The India that Kipling presents in Kim is totally subdivided according to the class, religion, and ethnic background of its residents. Even though we see a mix of many different people milling around together on the train or the Grand Trunk Road, there are still obvious divisions among people that can make a big difference to their characters.
The first, worst divide is between Sahibs (white people) and natives (Indian people). It's only once Father Victor and Reverend Bennett pull aside Kim's shirt and see the untanned, white skin underneath his clothes that they actually start to listen to him and take him seriously. Kim has the freedom to go to school and to continue hanging around with local people because he belongs to an elite group: the Sahibs. If Kim were actually the Indian child that he so often appears to be, he probably wouldn't have the social mobility—and certainly not the money—to go to St. Xavier's.
So race is a big factor in determining social status in Kim. Other major categories for assessing social status include gender, religion, and caste. (We discuss what caste is in more detail in the "Symbols, Imagery, Allegory" section.)
For instance, the Amritzar prostitute has no identity beyond (1) her gender, (2) her place of origin (the city of Amritzar), and (3) her job. It's all of these categories that allow Kim to judge what kind of a person she is: "Ladies of that persuasion [in other words, courtesans—high-class prostitutes], he knew, were generous" (2.55). Kim can guess that the Amritzar woman will give him money because he knows that she is a prostitute who associates with wealthy men, and he knows that such women are (apparently) generous to the poor.
This novel judges everybody according to social status. Consider the power differences between Sahibs Creighton and Lurgan and their employees/friends the Babu and the little Hindu boy. There is no question that either of these Indian characters will have the power, authority, or respect that Creighton and Lurgan command (heck—they're barely even given names). But if the book judges everyone, including the main characters, according to Kipling's racist and biased logics, these methods of characterization are nonetheless especially apparent for the minor characters.

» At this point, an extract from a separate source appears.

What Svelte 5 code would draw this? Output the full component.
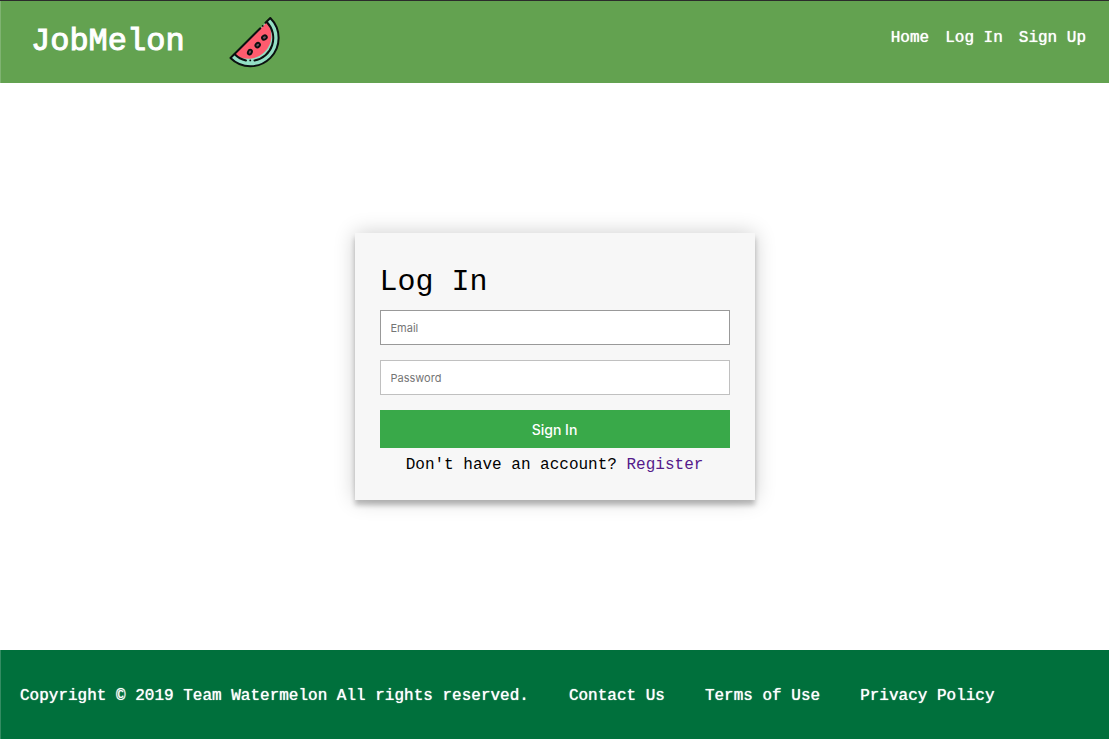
<script lang="ts">
  const navLinks = ['Home', 'Log In', 'Sign Up'];
  const footerLinks = ['Contact Us', 'Terms of Use', 'Privacy Policy'];
  let email = $state('');
  let password = $state('');
</script>

<div class="page">
  <header>
    <div class="brand">
      <span class="name">JobMelon</span>
      <svg class="logo" viewBox="0 0 52 52" aria-hidden="true">
        <path d="M41.300 2 A28.200 28.200 0 0 1 1.500 42 Z" fill="#94dfc5" />
        <path d="M38 6.200 A23 23 0 0 1 5.700 38.200 Z" fill="#ff5b6e" />
        <path d="M17 44.500h8.500" stroke="#94dfc5" stroke-width="1.500" />
        <g fill="none" stroke="#0b1010" stroke-width="2" stroke-linecap="round" stroke-linejoin="round">
          <path d="M36.500 6.800 L41.300 2 A28.200 28.200 0 0 1 1.500 42 L31.300 12.200" />
          <path d="M38 6.200 A23 23 0 0 1 25.500 44.600" />
          <path d="M5.700 38.200 A23 23 0 0 0 17 44.500" />
          <path d="M21.200 44.400h.1M33.600 9.900h.1" stroke-width="1.800" />
        </g>
        <g fill="#785063" stroke="#0b1010" stroke-width="1.900">
          <ellipse cx="20.900" cy="36.100" rx="1.900" ry="2.500" transform="rotate(25 20.900 36.100)" />
          <ellipse cx="28.700" cy="29.100" rx="2" ry="2.400" transform="rotate(45 28.700 29.100)" />
          <ellipse cx="35.400" cy="21.500" rx="2" ry="2.500" transform="rotate(60 35.400 21.500)" />
        </g>
      </svg>
    </div>
    <nav>
      {#each navLinks as label}
        <a href="#top">{label}</a>
      {/each}
    </nav>
  </header>

  <main>
    <form class="card" onsubmit={(e) => e.preventDefault()}>
      <h1>Log In</h1>
      <input class="email" type="email" placeholder="Email" aria-label="Email" bind:value={email} />
      <input type="password" placeholder="Password" aria-label="Password" bind:value={password} />
      <button type="submit">Sign In</button>
      <p>Don't have an account? <a href="#register">Register</a></p>
    </form>
  </main>

  <footer>
    <span>Copyright © 2019 Team Watermelon All rights reserved.</span>
    {#each footerLinks as label}
      <a href="#info">{label}</a>
    {/each}
  </footer>
</div>

<style>
  :global(body) {
    margin: 0;
    background: #fff;
  }
  .page {
    min-height: 100vh;
    box-sizing: border-box;
    display: flex;
    flex-direction: column;
    border-top: 1px solid #2b2b2b;
    font: 16px/24px 'Liberation Mono', monospace;
    color: #000;
  }
  a {
    text-decoration: none;
  }
  header {
    display: flex;
    justify-content: space-between;
    align-items: flex-start;
    padding: 15px 23px 15px 30px;
    border-left: 1px solid #7fb371;
    background: #63a250;
    color: #fff;
  }
  .brand {
    display: flex;
    align-items: center;
    gap: 44px;
  }
  .name {
    font-size: 32px;
    line-height: 48px;
    font-weight: 400;
    -webkit-text-stroke: 1px #fff;
  }
  .logo {
    width: 52px;
    height: 52px;
  }
  nav {
    display: flex;
    gap: 16px;
    padding-top: 10px;
  }
  nav a,
  footer {
    color: #fff;
    text-shadow: 0 0 1px #fff;
  }
  main {
    flex: 1;
    display: flex;
    align-items: center;
    justify-content: center;
  }
  .card {
    box-sizing: border-box;
    width: 100%;
    max-width: 400px;
    padding: 25px;
    display: flex;
    flex-direction: column;
    background: #f7f7f7;
    box-shadow: 0 0 20px rgba(0, 0, 0, 0.2), 0 5px 5px rgba(0, 0, 0, 0.24);
  }
  h1 {
    margin: 0;
    padding-bottom: 4px;
    font-size: 30px;
    line-height: 48px;
    font-weight: 400;
  }
  input {
    box-sizing: border-box;
    height: 35px;
    margin: 0 0 15px;
    padding: 0 10px;
    border: 1px solid #c0c0c0;
    border-radius: 0;
    background: #fff;
    font: 11px Inter, sans-serif;
    outline: none;
  }
  .email {
    border-color: #999;
  }
  input::placeholder {
    color: #757575;
    opacity: 1;
  }
  button {
    height: 38px;
    padding: 0;
    border: 0;
    background: #39a949;
    color: #fff;
    font: 500 14px Inter, sans-serif;
    cursor: pointer;
  }
  p {
    margin: 0;
    padding-top: 5px;
    line-height: 24px;
    margin-bottom: -2px;
    text-align: center;
  }
  p a {
    color: #551a8b;
  }
  footer {
    display: flex;
    flex-wrap: wrap;
    gap: 0 40px;
    padding: 34px 19px 31px;
    border-left: 1px solid #338c62;
    background: #00703c;
  }
  footer a {
    color: inherit;
  }
</style>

People like the Punjabi farmer or the Kulu woman have individual concerns in the novel, certainly, but they are also social types who represent the kinds of people Kipling believes you might expect to meet on the Grand Trunk Road in India. In attempting to give us this really big, all-encompassing image of British India and its people, Kipling often lets the minor characters's social statuses speak for who they are as people. It's only Kim who really has the power and the personality to adapt and to manipulate his social status to get what he wants.